In fact, if they do this well, they can drive a one-lane road at a nice fast speed, barely slowing down in these wider passing zones, in part because they’ll know the width of the vehicles they will be able to confidently pass quite closely. If a robocar is meeting a human driven car, it would leave some slack, picking the right passing zone, arriving early in case the other car is faster than expected and waiting if it is slower.
This remarkable ability would allow us to build low-traffic roads and alleys which are mostly only one lane wide, but which could carry traffic fairly quickly and safely in both directions. Gassée’s problem is far from a problem — it’s actually a great opportunity to vastly decrease the cost and land requirements of road construction. I wrote about this a couple of years ago, in fact.
Generally, any human car should defer to the robocar’s superior knowledge and ability to manage a close pass-by.

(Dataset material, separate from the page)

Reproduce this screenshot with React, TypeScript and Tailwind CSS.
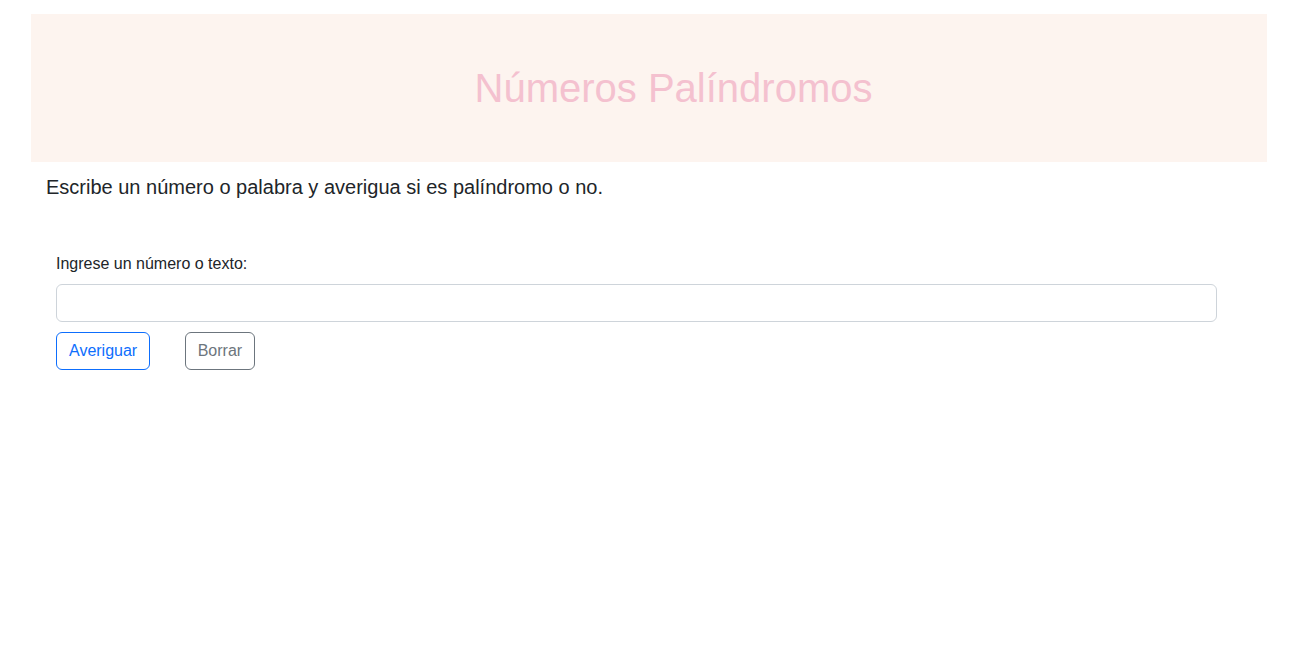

Even without communication, a robocar would do pretty well here. Its map would tell it, should it encounter another vehicle on the road it can’t pass, just where the closest passing spot is. It could back up if need be or, if the other car should back up, it could nudge in that direction or even display instructions to a human driver on a screen. It would be able to do this far better than a human driver because of its possession of accurate measurements and driving ability. Generally, any human car should defer to the robocar’s superior knowledge and ability to manage a close pass-by.
Not all these problems that people put forward were as easily resolved as this one, so I am not calling for people to “shut up and let the experts get to work.” There are many problems yet to be solved. Most of them can be be solved by punting, because you don’t need to drive everywhere. Although Google has shown that having a steering wheel that can be grabbed while moving is a bad idea, I do expect most cars to have some form of control that can be activated when a car is stationary. If a road needs the human touch, it will be available.